RE: Creativity and Single Sourcing

Subject: RE: Creativity and Single Sourcing
From: "Brierley, Sean" <Sean -at- Quodata -dot- Com>
To: TECHWR-L <techwr-l -at- lists -dot- raycomm -dot- com>
Date: Wed, 27 Oct 1999 09:57:57 -0400

Hallo:

No.

Certain endeavours lend them selves better to free expression of creativity
than others, though. For example, an oil painting with a big, snow capped
mountain as the focus is probably art but probably not overly creative. In
technical writing, the opportunity for creativity is less than in creative
writing (i.e. fiction). Styles, formats, structure, etc., are all
pre-defined. Yes, some creativity went into that pre-defined style but . .
. Anyway, single-sourcing requires you follow structure even more closely
and, thus, less opportunity for free-form creativity.
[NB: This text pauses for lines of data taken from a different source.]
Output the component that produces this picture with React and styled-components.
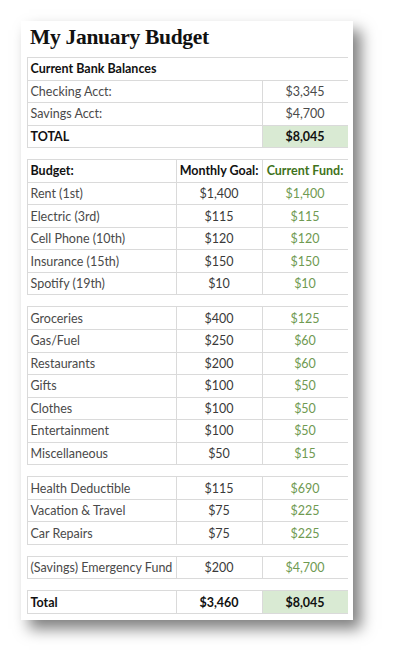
import React from "react";
import styled, {createGlobalStyle} from "styled-components";

const GlobalStyle = createGlobalStyle`
  html, body {margin:0; padding:0; background:#fff;}
  body {font-family: Lato, "Open Sans", sans-serif;}
`;

const Page = styled.div`padding:21px 0 0 21px; width:395px; height:663px; box-sizing:border-box;`;
const Sheet = styled.div`width:332px; box-sizing:border-box; padding:0 5px 6px 5.5px; background:#fff; box-shadow: 8px 9px 14px rgba(0,0,0,0.5);`;
const Title = styled.h1`margin:0; height:36px; box-sizing:border-box; padding:1px 0 0 3.5px; font-family:"Liberation Serif", serif; font-weight:bold; font-size:21.5px; letter-spacing:-0.3px; color:#111; line-height:30px;`;
const Stack = styled.div`display:flex; flex-direction:column; gap:11px;`;
const Grid = styled.div`
  display:grid;
  grid-template-columns: ${p => p.$cols};
  grid-auto-rows: 21.55px;
  gap:1px;
  padding:1px;
  background:#dadada;
`;
const Cell = styled.div`
  background:${p => p.$fill ? "#d9ead3" : "#fff"};
  grid-column: ${p => p.$span ? "1 / -1" : "auto"};
  display:flex; align-items:center;
  justify-content:${p => p.$center ? "center" : "flex-start"};
  padding:0 3px;
  font-size:12.5px;
  font-weight:${p => p.$bold ? 700 : 400};
  color:${p => p.$color || "#4a4a4a"};
  white-space:nowrap;
  overflow:hidden;
`;

const THREE = "148px 85px 85px";
const GREEN = "#6f9a52";

const groups = [
  [["Rent (1st)", "$1,400", "$1,400"], ["Electric (3rd)", "$115", "$115"], ["Cell Phone (10th)", "$120", "$120"], ["Insurance (15th)", "$150", "$150"], ["Spotify (19th)", "$10", "$10"]],
  [["Groceries", "$400", "$125"], ["Gas/Fuel", "$250", "$60"], ["Restaurants", "$200", "$60"], ["Gifts", "$100", "$50"], ["Clothes", "$100", "$50"], ["Entertainment", "$100", "$50"], ["Miscellaneous", "$50", "$15"]],
  [["Health Deductible", "$115", "$690"], ["Vacation & Travel", "$75", "$225"], ["Car Repairs", "$75", "$225"]],
  [["(Savings) Emergency Fund", "$200", "$4,700"]],
];

const BudgetRow = ({row}) => (
  <>
    <Cell>{row[0]}</Cell>
    <Cell $center $color="#3a3a3a">{row[1]}</Cell>
    <Cell $center $color={GREEN}>{row[2]}</Cell>
  </>
);

export default function App() {
  return (
    <Page>
      <GlobalStyle />
      <Sheet>
        <Title>My January Budget</Title>
        <Stack>
          <Grid $cols="234px 85px">
            <Cell $span $bold $color="#111">Current Bank Balances</Cell>
            <Cell>Checking Acct:</Cell>
            <Cell $center>$3,345</Cell>
            <Cell>Savings Acct:</Cell>
            <Cell $center>$4,700</Cell>
            <Cell $bold $color="#111">TOTAL</Cell>
            <Cell $center $bold $fill $color="#111">$8,045</Cell>
          </Grid>
          {groups.map((g, i) => (
            <Grid key={i} $cols={THREE}>
              {i === 0 && (
                <>
                  <Cell $bold $color="#111">Budget:</Cell>
                  <Cell $center $bold $color="#111">Monthly Goal:</Cell>
                  <Cell $center $bold $color="#3f7320">Current Fund:</Cell>
                </>
              )}
              {g.map(r => <BudgetRow key={r[0]} row={r} />)}
            </Grid>
          ))}
          <Grid $cols={THREE}>
            <Cell $bold $color="#111">Total</Cell>
            <Cell $center $bold $color="#111">$3,460</Cell>
            <Cell $center $bold $fill $color="#111">$8,045</Cell>
          </Grid>
        </Stack>
      </Sheet>
    </Page>
  );
}
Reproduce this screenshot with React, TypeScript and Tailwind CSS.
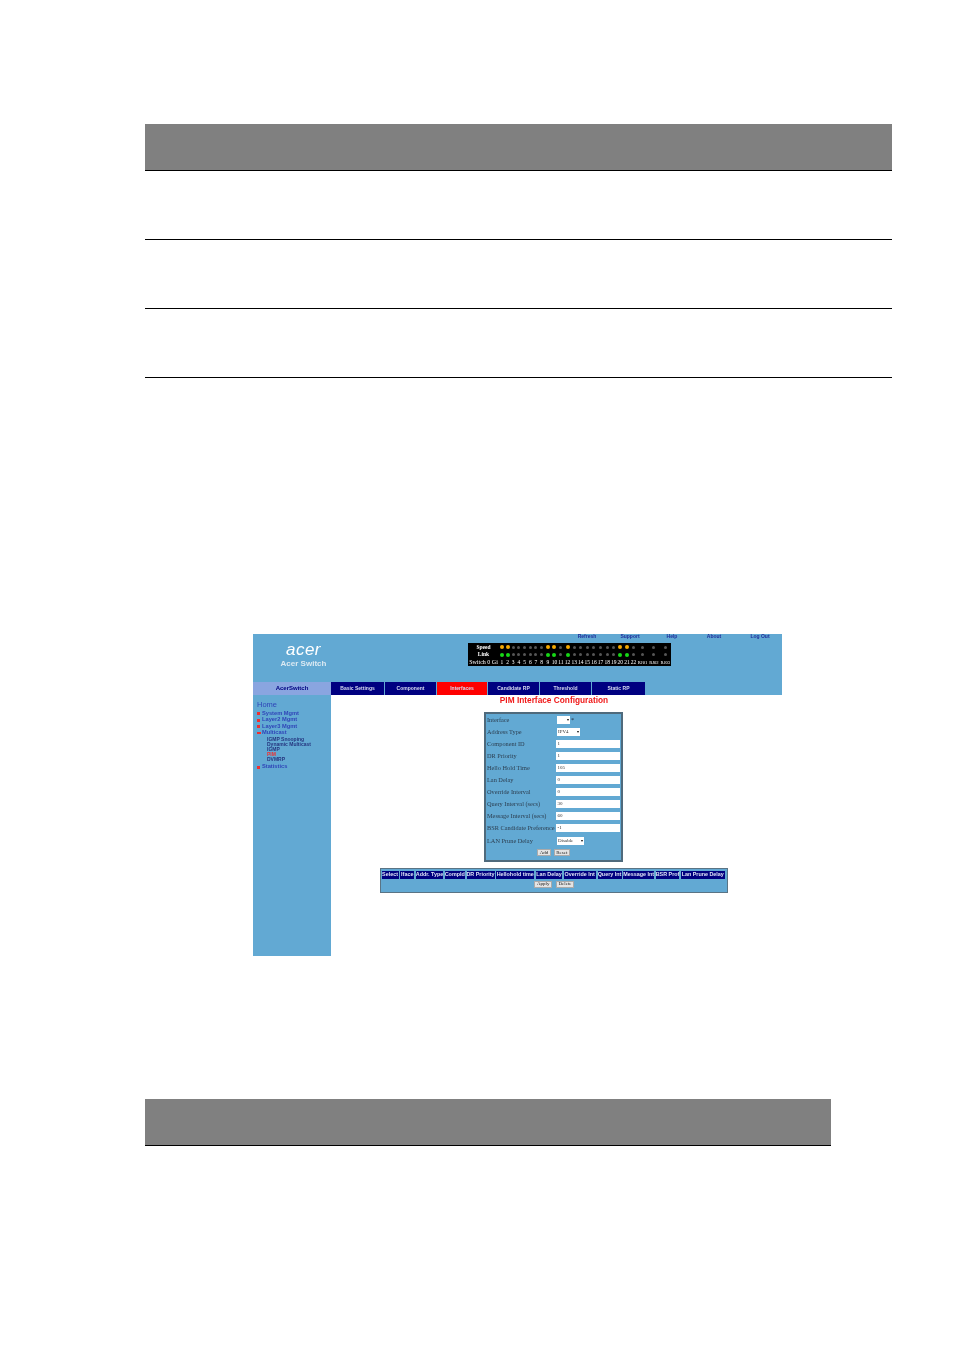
const ledOn = [1, 2, 9, 10, 12, 20, 21]
const ports = Array.from({ length: 25 }, (_, i) => i + 1)
const portNames = [...ports.slice(0, 22).map(String), "RJ01", "RJ02", "RJ03"]

const links = [
  { label: "Refresh", cls: "ml-[323px] w-[22px]" },
  { label: "Support", cls: "ml-[21px] w-[22px]" },
  { label: "Help", cls: "ml-[25px] w-[12px]" },
  { label: "About", cls: "ml-[28px] w-[16px]" },
  { label: "Log Out", cls: "ml-[27px] w-[22px]" },
]

const tabs = [
  { label: "Basic Settings", cls: "w-[53px] bg-[#000080]" },
  { label: "Component", cls: "w-[51px] bg-[#000080]" },
  { label: "Interfaces", cls: "w-[50px] bg-[#ff0000]" },
  { label: "Candidate RP", cls: "w-[51px] bg-[#000080]" },
  { label: "Threshold", cls: "w-[51px] bg-[#000080]" },
  { label: "Static RP", cls: "w-[53px] bg-[#000080]" },
]

const formRows = [
  { label: "Component ID", value: "1" },
  { label: "DR Priority", value: "1" },
  { label: "Hello Hold Time", value: "105" },
  { label: "Lan Delay", value: "0" },
  { label: "Override Interval", value: "0" },
  { label: "Query Interval (secs)", value: "30" },
  { label: "Message Interval (secs)", value: "60" },
  { label: "BSR Candidate Preference", value: "-1" },
]

const columns = [
  { label: "Select", cls: "w-[17px]" },
  { label: "Iface", cls: "w-[14px]" },
  { label: "Addr. Type", cls: "w-[27px]" },
  { label: "CompId", cls: "w-[20px]" },
  { label: "DR Priority", cls: "w-[28px]" },
  { label: "Hellohold time", cls: "w-[38px]" },
  { label: "Lan Delay", cls: "w-[26px]" },
  { label: "Override Int", cls: "w-[32px]" },
  { label: "Query Int", cls: "w-[24px]" },
  { label: "Message Int", cls: "w-[31px]" },
  { label: "BSR Prof", cls: "w-[23px]" },
  { label: "Lan Prune Delay", cls: "w-[44px]" },
]

function Select({ label, cls }: { label: string; cls: string }) {
  return (
    <div className={`h-[8px] bg-white flex items-center justify-between px-[1px] text-[5px] text-[#333] ${cls}`}>
      <span>{label}</span>
      <span className="text-[4px] text-black">▾</span>
    </div>
  )
}

function SmallButton({ label }: { label: string }) {
  return (
    <div className="h-[7px] px-[1.5px] bg-[#e4e4e4] border-[0.5px] border-[#aaa] flex items-center text-[5px] text-[#222]">
      {label}
    </div>
  )
}

function Bullet({ label, open }: { label: string; open?: boolean }) {
  return (
    <div className="h-[6.5px] flex items-center text-[5.7px] leading-none font-bold text-[#2f45b8]">
      <span className={`bg-[#f03030] ${open ? "w-[4px] h-[2px] mr-[1px]" : "w-[2.5px] h-[3px] mr-[2.5px]"}`} />
      {label}
    </div>
  )
}

function LedRow({ label, color }: { label: string; color: string }) {
  return (
    <>
      <div className="text-center text-white font-bold text-[5.5px] leading-[7.5px]">{label}</div>
      {ports.map((p) => (
        <div key={p} className="flex items-center justify-center">
          <span
            className={`rounded-full ${ledOn.includes(p) ? `w-[4px] h-[4px] ${color}` : "w-[3px] h-[3px] bg-[#555]"}`}
          />
        </div>
      ))}
    </>
  )
}

export default function App() {
  return (
    <div className="w-[954px] h-[1369px] bg-white pt-[124px] pl-[145px] font-['Liberation_Serif',serif]">
      {/* Top table */}
      <div className="w-[747px]">
        <div className="h-[47px] bg-[#808080] border-b border-black" />
        <div className="h-[69px] border-b border-black" />
        <div className="h-[69px] border-b border-black" />
        <div className="h-[69px] border-b border-black" />
      </div>

      {/* Screenshot */}
      <div className="ml-[108px] mt-[256px] w-[529px] blur-[0.5px] font-['Liberation_Sans',sans-serif]">
        <div className="h-[61px] bg-[#62a9d3] flex flex-col">
          <div className="h-[9px] flex items-start text-[5px] leading-[5px] font-bold text-[#1f2f9c]">
            {links.map((l) => (
              <div key={l.label} className={`${l.cls} whitespace-nowrap text-center`}>
                {l.label}
              </div>
            ))}
          </div>
          <div className="flex h-[39px]">
            <div className="w-[215px] pl-[27px] flex flex-col items-start">
              <div className="w-[47px] -mt-[1px] text-center italic text-white text-[17px] leading-[15px] tracking-[0.5px]">
                acer
              </div>
              <div className="w-[47px] mt-[2px] text-center whitespace-nowrap font-bold text-[#dbe9f2] text-[8px] leading-[10px]">
                Acer Switch
              </div>
            </div>
            <div className="h-[23px] w-[203px] bg-black pt-[0.5px] font-['Liberation_Serif',serif] grid grid-cols-[31px_repeat(8,5.7px)_repeat(14,6.6px)_repeat(3,11.4px)] content-start">
              <LedRow label="Speed" color="bg-[#f5a800]" />
              <LedRow label="Link" color="bg-[#16d816]" />
              <div className="text-white text-[6px] leading-[7.5px] whitespace-nowrap text-center">Switch 0 Gi</div>
              {portNames.map((n, i) => (
                <div
                  key={n}
                  className={`text-white leading-[7.5px] text-center whitespace-nowrap overflow-hidden ${i > 21 ? "text-[4.6px]" : "text-[5.5px]"}`}
                >
                  {n}
                </div>
              ))}
            </div>
          </div>
          <div className="h-[13px] flex">
            <div className="w-[78px] bg-[#8aa5e0] flex items-center justify-center text-[6px] font-bold text-[#000080]">
              AcerSwitch
            </div>
            {tabs.map((t) => (
              <div
                key={t.label}
                className={`${t.cls} mr-[1px] pt-[1px] flex items-center justify-center text-[5px] font-bold text-[#d8dcf0] whitespace-nowrap`}
              >
                {t.label}
              </div>
            ))}
          </div>
        </div>

        <div className="flex h-[261px]">
          {/* Sidebar */}
          <div className="w-[78px] bg-[#62a9d3] pl-[4px] pt-[6px] shrink-0">
            <div className="text-[7.5px] leading-[8px] text-[#2f45b8] mb-[1.5px]">Home</div>
            <Bullet label="System Mgmt" />
            <Bullet label="Layer2 Mgmt" />
            <Bullet label="Layer3 Mgmt" />
            <Bullet label="Multicast" open />
            <div className="pl-[10px] pb-[1.5px] text-[5px] leading-[5.2px] text-[#25357f] font-bold">
              <div>IGMP Snooping</div>
              <div>Dynamic Multicast</div>
              <div>IGMP</div>
              <div className="text-[#f03030]">PIM</div>
              <div>DVMRP</div>
            </div>
            <Bullet label="Statistics" />
          </div>

          {/* Main content */}
          <div className="flex-1 min-w-0">
            <div className="h-[17px] w-[446px] text-center text-[8.3px] leading-[10px] font-bold text-[#f01818]">
              PIM Interface Configuration
            </div>

            <div className="ml-[153px] w-[139px] h-[150px] bg-[#62a9d3] border-2 border-[#4f6a7c] px-[1px] font-['Liberation_Serif',serif] text-[6.3px] text-[#2c3e50]">
              <div className="h-[11px] flex items-center">
                <div className="w-[70px]">Interface</div>
                <Select label="" cls="w-[13px]" />
                <span className="ml-[1px] text-[#223]">*</span>
              </div>
              <div className="h-[13px] flex items-center">
                <div className="w-[70px]">Address Type</div>
                <Select label="IPV4" cls="w-[23px]" />
              </div>
              {formRows.map((r) => (
                <div key={r.label} className="h-[12px] flex items-center">
                  <div className="w-[70px] whitespace-nowrap">{r.label}</div>
                  <div className="w-[64px] h-[8px] bg-white px-[1px] flex items-center text-[5px] text-[#333]">
                    {r.value}
                  </div>
                </div>
              ))}
              <div className="h-[13px] flex items-center">
                <div className="w-[70px]">LAN Prune Delay</div>
                <Select label="Disable" cls="w-[27px]" />
              </div>
              <div className="h-[11px] flex items-center justify-center gap-[3px]">
                <SmallButton label="Add" />
                <SmallButton label="Reset" />
              </div>
            </div>

            <div className="ml-[49px] mt-[6px] w-[348px] h-[25px] bg-[#62a9d3] border-[1.5px] border-[#5a7485] pt-[1.5px] pl-[0.5px]">
              <div className="h-[8px] flex gap-[1.75px]">
                {columns.map((c) => (
                  <div
                    key={c.label}
                    className={`${c.cls} shrink-0 bg-[#000080] flex items-center justify-center whitespace-nowrap text-[5.4px] font-bold text-[#dfe3f5]`}
                  >
                    {c.label}
                  </div>
                ))}
              </div>
              <div className="flex justify-center gap-[4px] pt-[2px] font-['Liberation_Serif',serif]">
                <SmallButton label="Apply" />
                <SmallButton label="Delete" />
              </div>
            </div>
          </div>
        </div>
      </div>

      {/* Bottom table header */}
      <div className="mt-[143px] w-[686px] h-[47px] bg-[#808080] border-b border-black" />
    </div>
  )
}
What I see in the responses to the list is creativity in defining what
creativity is. That's . . . sweet, really nice, go ahead, sure, be creative
in how happy you think you are adhering closely to the template, if it
makes you feel better . . . but the truth is creativity of writing is
sacrificed for productivity and conformance to the standard. Can you imagine
yourself looking at a piece of tech writing and thinking: "Wow, all the body
text in the book is left-aligned, except this one, which is justified. What
a brilliant maneuver. Now, that's creativity! This is a tech writer par
excellence."

Sean
sean -at- quodata -dot- com

> -----Original Message-----
> From: MAGGIE SECARA [SMTP:SECARAM -at- mainsaver -dot- com]
>
>
> I really don't want to get in this. But Sean, are you equating creativity
> with Art? And saying that only Art requires or permits creativity?
>
> Maggie Secara
> secaram -at- mainsaver -dot- com
>
> Leap, and the net will appear.
> --Orson Wells
>
I'd be curious to hear whether Orson ever tested his theory.

> > -----Original Message-----
> > From: Brierley, Sean [SMTP:Sean -at- Quodata -dot- Com]
>
> [...]
> > Yes, I suppose one can begin "it was a dark and stormy night .
> > ." and still fit within the style . . . but, c'mon.